▶ _Work instructions_: Without further comment, state how many lines in the listing below contain the word "React".

▶ _Provided material_:
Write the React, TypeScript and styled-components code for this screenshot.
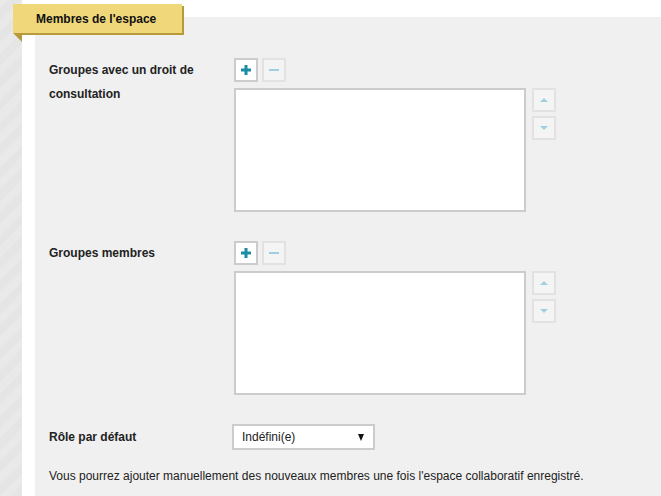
import React from 'react';
import styled, { createGlobalStyle } from 'styled-components';

const GlobalStyle = createGlobalStyle`
  html, body {
    margin: 0;
    padding: 0;
    background: #fff;
  }
  body {
    font-family: "Liberation Sans", Arial, sans-serif;
    font-size: 12px;
    color: #222;
  }
`;

type Field = {
  label: string;
};

const groupFields: Field[] = [
  { label: 'Groupes avec un droit de consultation' },
  { label: 'Groupes membres' },
];

const GroupPicker = () => (
  <Picker>
    <ToolRow>
      <IconButton aria-label="Ajouter">
        <svg width="12" height="12" viewBox="0 0 12 12">
          <path d="M4.5 1h3v3.5H11v3H7.5V11h-3V7.5H1v-3h3.5z" fill="#1b8ca6" />
        </svg>
      </IconButton>
      <IconButton $disabled aria-label="Retirer">
        <svg width="12" height="12" viewBox="0 0 12 12">
          <rect x="1" y="5" width="10" height="2" fill="#9fcfe0" />
        </svg>
      </IconButton>
    </ToolRow>
    <ListRow>
      <ListBox />
      <ArrowColumn>
        <IconButton $disabled aria-label="Monter">
          <svg width="10" height="6" viewBox="0 0 10 6">
            <path d="M1 5L5 1l4 4z" fill="#9fcfe0" />
          </svg>
        </IconButton>
        <IconButton $disabled aria-label="Descendre">
          <svg width="10" height="6" viewBox="0 0 10 6">
            <path d="M1 1h8L5 5z" fill="#9fcfe0" />
          </svg>
        </IconButton>
      </ArrowColumn>
    </ListRow>
  </Picker>
);

export default function App() {
  return (
    <>
      <GlobalStyle />
      <Page>
        <StripedRail />
        <Main>
          <Tab>
            Membres de l'espace
            <TabFold />
          </Tab>
          <Panel>
            {groupFields.map((f) => (
              <FormRow key={f.label}>
                <Label>{f.label}</Label>
                <GroupPicker />
              </FormRow>
            ))}
            <FormRow $center>
              <Label>Rôle par défaut</Label>
              <Select>
                <span>Indéfini(e)</span>
                <Caret />
              </Select>
            </FormRow>
            <Note>
              Vous pourrez ajouter manuellement des nouveaux membres une fois l'espace collaboratif enregistré.
            </Note>
          </Panel>
        </Main>
      </Page>
    </>
  );
}

// Styled Components
const Page = styled.div`
  display: flex;
  min-height: 100vh;
`;

const StripedRail = styled.div`
  width: 22px;
  flex-shrink: 0;
  background-color: #e7e7e7;
  background-image: repeating-linear-gradient(
    -45deg,
    #e5e5e5 0px,
    #e5e5e5 8px,
    #e9e9e9 8px,
    #e9e9e9 16px
  );
`;

const Main = styled.div`
  position: relative;
  flex: 1;
  padding: 17px 0 0 13px;
  display: flex;
`;

const Tab = styled.div`
  position: absolute;
  top: 4px;
  left: -9px;
  width: 146px;
  height: 29px;
  padding-left: 23px;
  display: flex;
  align-items: center;
  background: #f0d77a;
  box-shadow: 2px 2px 0 #b89a3c;
  font-weight: bold;
  font-size: 12px;
  color: #111;
  z-index: 2;
`;

const TabFold = styled.span`
  position: absolute;
  left: 0;
  top: 29px;
  width: 0;
  height: 0;
  border-top: 9px solid #b89a3c;
  border-left: 9px solid transparent;
`;

const Panel = styled.div`
  flex: 1;
  background: #f0f0f0;
  padding: 41px 0 0 14px;
  display: flex;
  flex-direction: column;
  gap: 29px;
`;

const FormRow = styled.div<{ $center?: boolean }>`
  display: grid;
  grid-template-columns: 185px auto;
  justify-content: start;
  align-items: ${(p) => (p.$center ? 'center' : 'start')};
`;

const Label = styled.div`
  max-width: 160px;
  font-weight: bold;
  font-size: 12px;
  line-height: 24px;
  color: #222;
`;

const Picker = styled.div`
  display: flex;
  flex-direction: column;
  gap: 6px;
`;

const ToolRow = styled.div`
  display: flex;
  gap: 4px;
`;

const ListRow = styled.div`
  display: flex;
  gap: 6px;
  align-items: flex-start;
`;

const ListBox = styled.div`
  width: 288px;
  height: 120px;
  background: #fff;
  border: 2px solid #cccccc;
`;

const ArrowColumn = styled.div`
  display: flex;
  flex-direction: column;
  gap: 4px;
`;

const IconButton = styled.button<{ $disabled?: boolean }>`
  box-sizing: border-box;
  width: 24px;
  height: 24px;
  padding: 0;
  display: flex;
  align-items: center;
  justify-content: center;
  background: ${(p) => (p.$disabled ? '#f4f4f4' : '#fff')};
  border: 2px solid ${(p) => (p.$disabled ? '#e2e2e2' : '#cccccc')};
  cursor: ${(p) => (p.$disabled ? 'default' : 'pointer')};
`;

const Select = styled.div`
  box-sizing: border-box;
  margin-left: -2px;
  width: 143px;
  height: 26px;
  padding: 0 9px 0 8px;
  display: flex;
  align-items: center;
  justify-content: space-between;
  background: #fff;
  border: 2px solid #cccccc;
  font-size: 12px;
  color: #222;
`;

const Caret = styled.span`
  width: 0;
  height: 0;
  border-left: 3.5px solid transparent;
  border-right: 3.5px solid transparent;
  border-top: 7px solid #111;
`;

const Note = styled.p`
  margin: -15px 0 0;
  font-size: 12px;
  line-height: 24px;
  color: #222;
`;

▶ _Result of this task_: 2